Bayesian analysis of resolved stellar spectra: application to MMT/Hectochelle Observations of the Draco dwarf spheroidal

TL;DR

This paper presents a Bayesian spectral fitting method to derive stellar parameters from faint resolved spectra, applied to Draco dwarf spheroidal galaxy observations, effectively identifying galaxy members and interlopers.

Contribution

The paper introduces a novel Bayesian approach for analyzing stellar spectra to simultaneously estimate multiple physical parameters with quantified uncertainties.

Findings

Successfully applied to thousands of spectra from Draco dSph

Achieved median errors of 0.88 km/s in velocity and 0.20 dex in metallicity

Identified approximately 470 likely Draco galaxy members

Abstract

We introduce a Bayesian method for fitting faint, resolved stellar spectra in order to obtain simultaneous estimates of redshift and stellar-atmospheric parameters.

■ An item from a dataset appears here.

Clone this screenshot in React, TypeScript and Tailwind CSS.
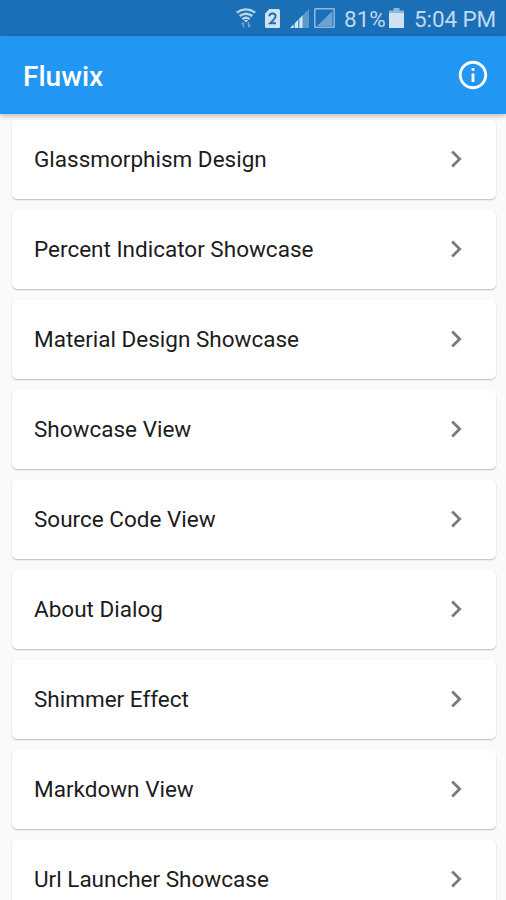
import { MdChevronRight, MdInfoOutline } from 'react-icons/md'

const items = [
  'Glassmorphism Design',
  'Percent Indicator Showcase',
  'Material Design Showcase',
  'Showcase View',
  'Source Code View',
  'About Dialog',
  'Shimmer Effect',
  'Markdown View',
  'Url Launcher Showcase',
]

function WifiIcon() {
  return (
    <svg width="20" height="20" viewBox="0 0 20 20" fill="none" stroke="#b9d5ec" strokeWidth="2.3">
      <path d="M0.8 4.6Q10 -1.8 19.2 4.6" />
      <path d="M3.6 8Q10 3.4 16.4 8" />
      <path d="M6.3 11.2Q10 8.2 13.7 11.2" />
      <path d="M7.8 12L10 14.5L12.2 12Z" fill="#c5dcef" stroke="none" />
      <path d="M7.5 19.5V14.5M5.7 16.5L7.5 14.5M12.5 14V19M14.3 17L12.5 19.2" stroke="#6fa7d4" strokeWidth="1.5" />
    </svg>
  )
}

function SimIcon() {
  return (
    <svg width="15" height="19" viewBox="0 0 15 19">
      <path d="M4.5 0H13.5Q15 0 15 1.5V17.5Q15 19 13.5 19H1.5Q0 19 0 17.5V4.5Z" fill="#cfe2f2" />
      <path d="M4.3 7.2Q4.5 4.5 7.5 4.5Q10.6 4.5 10.6 7.1Q10.6 8.7 8.5 10.8L5 14.3H11" fill="none" stroke="#1b6fb7" strokeWidth="1.9" />
    </svg>
  )
}

function SignalIcon() {
  return (
    <svg width="19" height="19" viewBox="0 0 19 19">
      <path d="M19 0V19H0Z" fill="#5a9acf" />
      <path d="M1 18L3.5 15.5V19H1ZM5 14L8 11V19H5ZM9.5 9.5L12.5 6.5V19H9.5Z" fill="#d5e6f4" />
    </svg>
  )
}

function EmptySignalIcon() {
  return (
    <svg width="21" height="20" viewBox="0 0 21 20">
      <path d="M18.5 3V18H3Z" fill="#6aa4d5" />
      <rect x="0.8" y="0.8" width="19.4" height="18.4" rx="0.5" fill="none" stroke="#8ebae0" strokeWidth="1.5" />
    </svg>
  )
}

function BatteryIcon() {
  return (
    <svg width="15" height="20" viewBox="0 0 15 20">
      <path d="M4.5 0H10.5V2.5H15V20H0V2.5H4.5Z" fill="#8ab7dd" />
      <path d="M0 5H15V20H0Z" fill="#cfe2f2" />
    </svg>
  )
}

function StatusBar() {
  return (
    <div className="flex h-9 items-center bg-[#1a6fb7] pl-[236px] text-[22.5px] leading-none text-[#c0d9ee]">
      <WifiIcon />
      <div className="ml-[9px]"><SimIcon /></div>
      <div className="ml-2.5"><SignalIcon /></div>
      <div className="ml-[5px]"><EmptySignalIcon /></div>
      <span className="ml-[9px] w-[42px] whitespace-nowrap pt-0.5">81%</span>
      <div className="ml-[3px]"><BatteryIcon /></div>
      <span className="ml-2.5 whitespace-nowrap pt-0.5 tracking-[-0.1px]">5:04 PM</span>
    </div>
  )
}

function Header() {
  return (
    <header className="relative z-10 flex h-[78px] items-center justify-between bg-[#2196f3] pr-4 pl-[23px] text-white shadow-[0_2px_5px_rgba(0,0,0,0.26)]">
      <h1 className="pt-[3px] text-[28px] font-medium">Fluwix</h1>
      <MdInfoOutline className="size-[34px]" />
    </header>
  )
}

export default function App() {
  return (
    <div className="h-[900px] w-[506px] overflow-hidden bg-[#fafafa] font-['Roboto',sans-serif]">
      <StatusBar />
      <Header />
      <ul className="flex flex-col gap-[11px] pt-1.5 pr-2.5 pl-[11.5px]">
        {items.map((item) => (
          <li
            key={item}
            className="flex h-[79px] shrink-0 items-center justify-between rounded-[5px] bg-white pr-[23px] pl-[22.5px] shadow-[0_1px_1.5px_rgba(0,0,0,0.25)]"
          >
            <span className="text-[22.5px] text-[#1c1c1c]">{item}</span>
            <MdChevronRight className="mb-px size-[34px] text-[#7b7b7b]" />
          </li>
        ))}
      </ul>
    </div>
  )
}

We apply the method to thousands of spectra---covering 5160-5280 Angs. at resolution R~20,000---that we have acquired with the MMT/Hectochelle fibre spectrograph for red-giant and horizontal branch candidates along the line of sight to the Milky Way's dwarf spheroidal satellite in Draco. The observed stars subtend an area of ~4 deg^2, extending ~3 times beyond Draco's nominal `tidal' radius. For each spectrum we tabulate the first four moments---central value, variance, skewness and kurtosis---of posterior probability distribution functions representing estimates of the following physical parameters: line-of-sight velocity v_los, effective temperature (T_eff), surface gravity (logg) and metallicity ([Fe/H]). After rejecting low-quality measurements, we retain a new sample consisting of 2813 independent observations of 1565 unique stars, including 1879 observations for 631 stars with (as many as 13) repeat observations. Parameter estimates have median random errors of sigma_{v_los}=0.88 km/s, sigma_{T_eff}=162 K, sigma_logg=0.37 dex and sigma_[Fe/H]=0.20 dex. Our estimates of physical parameters distinguish ~470 likely Draco members from interlopers in the Galactic foreground.